Workshop on QUANTUM INFORMATION PROCESSING AND QUANTUM COMMUNICATIONS

Quantum Mechanics: Axiomatics of Measurements and connections with Computing and Information Retrieval

Memory effects in Quantum Information Theory

aula DOTTORATO - MARTEDI' 25 SETTEMBRE ore 11.00
  NILANJANA DATTA , University of Cambridge, UK

>PRESENTATION: Nilanjana Datta completed her PhD in Mathematical Physics in 1996 at ETH Zurich. She then held
postdoctoral positions in CNRS Marseille, the Dublin Institute of Advanced Studies and EPFL, Lausanne. Since 2001, she has been an affiliated lecturer of the Faculty of Mathematics of the University of Cambridge. She started her research career by working on problems in Quantum Statistical Mechanics. Since 2002 she has worked on various aspects of Quantum Information Theory, including data compression for quantum sources with memory, the additivity and multiplicativity problems, perfect transfer of quantum states and entanglement across spin networks, the quantum information spectrum method, entanglement manipulation and quantum memory channels. She also lectures a postgraduate course on Quantum Information Theory at the University of Cambridge.

Nilanjana Datta
Abstract  
  Optimal rates of quantum information theoretic protocols, such as compression and transmission of information, and manipulation of entanglement, were initially obtained under the assumption that the information source, channel or entanglement resource, used in the protocol, was memoryless. In real world communication systems, the assumption of sources, channels, and entanglement resources being memoryless is not always justified. Hence memory effects need to be taken into account. In this seminar we will focus attention on memory a effects arising in two different information theoretical tasks: (1) transmission of classical information through quantum channels, and (2) manipulating entanglement. We will first consider the transmission of classical information through a class of channels with long-term memory, and evaluate its product state capacity. Previous results on capacities of quantum memory channels were restricted to channels which were \forgetful", i.e., channels with short-term memory. Next, we will adopt the powerful Quantum Information Spectrum method, to compute the classical capacity of any arbitrary quantum channel. We will then move on to the interesting topic of entanglement manipulation for arbitrary sequences of states (as opposed to the known case of i.i.d. sequences of states arising from a memoryless entanglement resource).

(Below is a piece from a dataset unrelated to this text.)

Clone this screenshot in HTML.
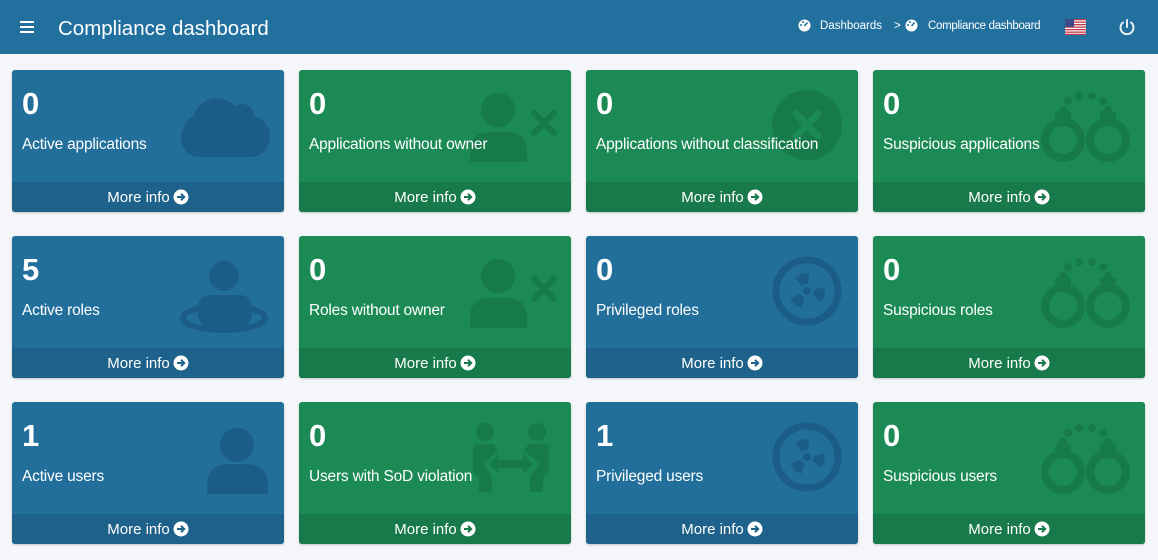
<!DOCTYPE html>
<html><head><meta charset="utf-8"><style>
*{margin:0;padding:0;box-sizing:border-box}
body{width:1158px;height:560px;background:#f4f6f9;font-family:"Liberation Sans",sans-serif;position:relative;overflow:hidden}
.hdr{position:absolute;left:0;top:0;width:1158px;height:54px;background:#21709e;color:#fff}
.title{position:absolute;left:58px;top:17px;font-size:20.5px}
.burger{position:absolute;left:20px;top:21px;width:14px}
.burger i{display:block;height:2px;background:#fff;margin-bottom:3px}
.bc{position:absolute;top:19px;font-size:11.5px;color:#fff}
.card{position:absolute;width:272px;height:142px;border-radius:3px;box-shadow:0 1px 2px rgba(0,0,0,.2);overflow:hidden;color:#fff}
.b{background:#226f9c}.g{background:#1b8a55}
.b .ft{background:#1e628b}.g .ft{background:#187a4b}
.num{position:absolute;left:10px;top:16px;font-size:31px;font-weight:bold}
.lbl{position:absolute;left:10px;top:66px;font-size:15.5px;white-space:nowrap;z-index:2;letter-spacing:-0.2px}
.ft{position:absolute;left:0;bottom:0;width:100%;height:30px;text-align:center;font-size:15px;line-height:32px;z-index:2}
.ft svg{vertical-align:-3px;margin-left:3px}
.ic{position:absolute;left:0;top:0}
</style></head><body>
<div class="hdr">
<div class="burger"><i></i><i></i><i></i></div>
<div class="title">Compliance dashboard</div>
<svg style="position:absolute;left:798px;top:19px" width="13" height="13" viewBox="0 0 13 13"><circle cx="6.5" cy="6.5" r="6" fill="#fff"/><path d="M6.5 7 L9.5 3.5" stroke="#21709e" stroke-width="1.6"/><circle cx="3" cy="6" r="1" fill="#21709e"/><circle cx="5" cy="3" r="1" fill="#21709e"/></svg>
<div class="bc" style="left:820px;top:20px">Dashboards</div>
<div class="bc" style="left:894px;top:20px">&gt;</div>
<svg style="position:absolute;left:905px;top:19px" width="13" height="13" viewBox="0 0 13 13"><circle cx="6.5" cy="6.5" r="6" fill="#fff"/><path d="M6.5 7 L9.5 3.5" stroke="#21709e" stroke-width="1.6"/><circle cx="3" cy="6" r="1" fill="#21709e"/><circle cx="5" cy="3" r="1" fill="#21709e"/></svg>
<div class="bc" style="left:928px;top:20px;letter-spacing:-0.3px">Compliance dashboard</div>
<svg style="position:absolute;left:1065px;top:19px" width="21" height="16" viewBox="0 0 21 16"><rect width="21" height="16" fill="#fff"/><g fill="#c0394b"><rect y="0" width="21" height="1.3"/><rect y="2.5" width="21" height="1.3"/><rect y="5" width="21" height="1.3"/><rect y="7.5" width="21" height="1.3"/><rect y="10" width="21" height="1.3"/><rect y="12.5" width="21" height="1.3"/><rect y="14.7" width="21" height="1.3"/></g><rect width="9" height="8" fill="#3c4a8a"/></svg>
<svg style="position:absolute;left:1118px;top:18px" width="18" height="18" viewBox="0 0 18 18"><path d="M5 4.5 A6.5 6.5 0 1 0 13 4.5" fill="none" stroke="#e8eef4" stroke-width="2" stroke-linecap="round"/><path d="M9 2 V9" stroke="#e8eef4" stroke-width="2" stroke-linecap="round"/></svg>
</div>

<!-- Row 1 -->
<div class="card b" style="left:12px;top:70px">
<svg class="ic" width="272" height="142"><g fill="#1c5d87"><rect x="169" y="50" width="88" height="37" rx="18"/><circle cx="205" cy="52" r="24"/><circle cx="230" cy="46" r="12"/><circle cx="190" cy="64" r="20"/><circle cx="238" cy="66" r="20"/></g></svg>
<div class="num">0</div><div class="lbl">Active applications</div>
<div class="ft">More info<svg width="16" height="16" viewBox="0 0 16 16"><circle cx="8" cy="8" r="7.5" fill="#fff"/><path d="M4 8h7M8 4.8 11.2 8 8 11.2" stroke="#1e628b" stroke-width="2" fill="none"/></svg></div></div>

<div class="card g" style="left:299px;top:70px">
<svg class="ic" width="272" height="142"><g fill="#177a49"><circle cx="199" cy="40" r="17"/><path d="M171 92 V82 Q171 62 191 62 H208 Q228 62 228 82 V92Z"/><path d="M235 43 L255 63 M255 43 L235 63" stroke="#177a49" stroke-width="6" stroke-linecap="round"/></g></svg>
<div class="num">0</div><div class="lbl">Applications without owner</div>
<div class="ft">More info<svg width="16" height="16" viewBox="0 0 16 16"><circle cx="8" cy="8" r="7.5" fill="#fff"/><path d="M4 8h7M8 4.8 11.2 8 8 11.2" stroke="#187a4b" stroke-width="2" fill="none"/></svg></div></div>

<div class="card g" style="left:586px;top:70px">
<svg class="ic" width="272" height="142"><circle cx="221" cy="55" r="35" fill="#177a49"/><path d="M210 44 L232 66 M232 44 L210 66" stroke="#1b8a55" stroke-width="7" stroke-linecap="round"/></svg>
<div class="num">0</div><div class="lbl">Applications without classification</div>
<div class="ft">More info<svg width="16" height="16" viewBox="0 0 16 16"><circle cx="8" cy="8" r="7.5" fill="#fff"/><path d="M4 8h7M8 4.8 11.2 8 8 11.2" stroke="#187a4b" stroke-width="2" fill="none"/></svg></div></div>

<div class="card g" style="left:873px;top:70px">
<svg class="ic" width="272" height="142"><g fill="none" stroke="#177a49" stroke-width="8"><circle cx="190" cy="70" r="18"/><circle cx="235" cy="70" r="18"/></g><g fill="#177a49"><rect x="182" y="41" width="16" height="10" rx="4"/><rect x="227" y="41" width="16" height="10" rx="4"/><circle cx="190" cy="40" r="4"/><circle cx="235" cy="40" r="4"/><circle cx="195" cy="31" r="4"/><circle cx="206" cy="26" r="4"/><circle cx="219" cy="26" r="4"/><circle cx="230" cy="31" r="4"/></g></svg>
<div class="num">0</div><div class="lbl">Suspicious applications</div>
<div class="ft">More info<svg width="16" height="16" viewBox="0 0 16 16"><circle cx="8" cy="8" r="7.5" fill="#fff"/><path d="M4 8h7M8 4.8 11.2 8 8 11.2" stroke="#187a4b" stroke-width="2" fill="none"/></svg></div></div>

<!-- Row 2 -->
<div class="card b" style="left:12px;top:236px">
<svg class="ic" width="272" height="142"><g fill="#1c5d87"><circle cx="212" cy="40" r="15"/><rect x="186" y="59" width="54" height="32" rx="12"/></g><ellipse cx="212" cy="82" rx="41" ry="12" fill="none" stroke="#1c5d87" stroke-width="6"/></svg>
<div class="num">5</div><div class="lbl">Active roles</div>
<div class="ft">More info<svg width="16" height="16" viewBox="0 0 16 16"><circle cx="8" cy="8" r="7.5" fill="#fff"/><path d="M4 8h7M8 4.8 11.2 8 8 11.2" stroke="#1e628b" stroke-width="2" fill="none"/></svg></div></div>

<div class="card g" style="left:299px;top:236px">
<svg class="ic" width="272" height="142"><g fill="#177a49"><circle cx="199" cy="40" r="17"/><path d="M171 92 V82 Q171 62 191 62 H208 Q228 62 228 82 V92Z"/><path d="M235 43 L255 63 M255 43 L235 63" stroke="#177a49" stroke-width="6" stroke-linecap="round"/></g></svg>
<div class="num">0</div><div class="lbl">Roles without owner</div>
<div class="ft">More info<svg width="16" height="16" viewBox="0 0 16 16"><circle cx="8" cy="8" r="7.5" fill="#fff"/><path d="M4 8h7M8 4.8 11.2 8 8 11.2" stroke="#187a4b" stroke-width="2" fill="none"/></svg></div></div>

<div class="card b" style="left:586px;top:236px">
<svg class="ic" width="272" height="142"><circle cx="221" cy="55" r="31" fill="none" stroke="#1c5d87" stroke-width="7"/><g fill="#1c5d87"><path d="M221 55 L207 44 A18 18 0 0 1 220 37Z" transform="rotate(10 221 55)"/><path d="M221 55 L207 44 A18 18 0 0 1 220 37Z" transform="rotate(130 221 55)"/><path d="M221 55 L207 44 A18 18 0 0 1 220 37Z" transform="rotate(250 221 55)"/></g><circle cx="221" cy="55" r="7" fill="#226f9c"/><circle cx="221" cy="55" r="4" fill="#1c5d87"/></svg>
<div class="num">0</div><div class="lbl">Privileged roles</div>
<div class="ft">More info<svg width="16" height="16" viewBox="0 0 16 16"><circle cx="8" cy="8" r="7.5" fill="#fff"/><path d="M4 8h7M8 4.8 11.2 8 8 11.2" stroke="#1e628b" stroke-width="2" fill="none"/></svg></div></div>

<div class="card g" style="left:873px;top:236px">
<svg class="ic" width="272" height="142"><g fill="none" stroke="#177a49" stroke-width="8"><circle cx="190" cy="70" r="18"/><circle cx="235" cy="70" r="18"/></g><g fill="#177a49"><rect x="182" y="41" width="16" height="10" rx="4"/><rect x="227" y="41" width="16" height="10" rx="4"/><circle cx="190" cy="40" r="4"/><circle cx="235" cy="40" r="4"/><circle cx="195" cy="31" r="4"/><circle cx="206" cy="26" r="4"/><circle cx="219" cy="26" r="4"/><circle cx="230" cy="31" r="4"/></g></svg>
<div class="num">0</div><div class="lbl">Suspicious roles</div>
<div class="ft">More info<svg width="16" height="16" viewBox="0 0 16 16"><circle cx="8" cy="8" r="7.5" fill="#fff"/><path d="M4 8h7M8 4.8 11.2 8 8 11.2" stroke="#187a4b" stroke-width="2" fill="none"/></svg></div></div>

<!-- Row 3 -->
<div class="card b" style="left:12px;top:402px">
<svg class="ic" width="272" height="142"><g fill="#1c5d87"><circle cx="225" cy="43" r="17"/><path d="M195 92 V84 Q195 62 217 62 H234 Q256 62 256 84 V92Z"/></g></svg>
<div class="num">1</div><div class="lbl">Active users</div>
<div class="ft">More info<svg width="16" height="16" viewBox="0 0 16 16"><circle cx="8" cy="8" r="7.5" fill="#fff"/><path d="M4 8h7M8 4.8 11.2 8 8 11.2" stroke="#1e628b" stroke-width="2" fill="none"/></svg></div></div>

<div class="card g" style="left:299px;top:402px">
<svg class="ic" width="272" height="142"><g fill="#177a49"><circle cx="186" cy="30" r="9"/><circle cx="238" cy="30" r="9"/><path d="M174 45 Q174 42 182 42 H194 L199 48 L184 62 L193 74 V90 H180 V76 L174 70Z"/><path d="M250 45 Q250 42 242 42 H230 L225 48 L240 62 L231 74 V90 H244 V76 L250 70Z"/><path d="M190 62 L200 52 V58 H224 V52 L234 62 L224 72 V66 H200 V72Z"/></g></svg>
<div class="num">0</div><div class="lbl">Users with SoD violation</div>
<div class="ft">More info<svg width="16" height="16" viewBox="0 0 16 16"><circle cx="8" cy="8" r="7.5" fill="#fff"/><path d="M4 8h7M8 4.8 11.2 8 8 11.2" stroke="#187a4b" stroke-width="2" fill="none"/></svg></div></div>

<div class="card b" style="left:586px;top:402px">
<svg class="ic" width="272" height="142"><circle cx="221" cy="55" r="31" fill="none" stroke="#1c5d87" stroke-width="7"/><g fill="#1c5d87"><path d="M221 55 L207 44 A18 18 0 0 1 220 37Z" transform="rotate(10 221 55)"/><path d="M221 55 L207 44 A18 18 0 0 1 220 37Z" transform="rotate(130 221 55)"/><path d="M221 55 L207 44 A18 18 0 0 1 220 37Z" transform="rotate(250 221 55)"/></g><circle cx="221" cy="55" r="7" fill="#226f9c"/><circle cx="221" cy="55" r="4" fill="#1c5d87"/></svg>
<div class="num">1</div><div class="lbl">Privileged users</div>
<div class="ft">More info<svg width="16" height="16" viewBox="0 0 16 16"><circle cx="8" cy="8" r="7.5" fill="#fff"/><path d="M4 8h7M8 4.8 11.2 8 8 11.2" stroke="#1e628b" stroke-width="2" fill="none"/></svg></div></div>

<div class="card g" style="left:873px;top:402px">
<svg class="ic" width="272" height="142"><g fill="none" stroke="#177a49" stroke-width="8"><circle cx="190" cy="70" r="18"/><circle cx="235" cy="70" r="18"/></g><g fill="#177a49"><rect x="182" y="41" width="16" height="10" rx="4"/><rect x="227" y="41" width="16" height="10" rx="4"/><circle cx="190" cy="40" r="4"/><circle cx="235" cy="40" r="4"/><circle cx="195" cy="31" r="4"/><circle cx="206" cy="26" r="4"/><circle cx="219" cy="26" r="4"/><circle cx="230" cy="31" r="4"/></g></svg>
<div class="num">0</div><div class="lbl">Suspicious users</div>
<div class="ft">More info<svg width="16" height="16" viewBox="0 0 16 16"><circle cx="8" cy="8" r="7.5" fill="#fff"/><path d="M4 8h7M8 4.8 11.2 8 8 11.2" stroke="#187a4b" stroke-width="2" fill="none"/></svg></div></div>
</body></html>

We will once again employ the Quantum Information Spectrum method to evaluate asymptotic entanglement measures, namely the entanglement cost and the distillable entanglement, for such sequences. Our results, arising from the use of the Quantum Information Spectrum method, provide a step in the direction of establishing a unifying mathematical framework for studying different quantum information protocols, without making specific assumptions about the nature of the sources, channels or entanglement resources. A brief summary of this framework and open questions will be presented.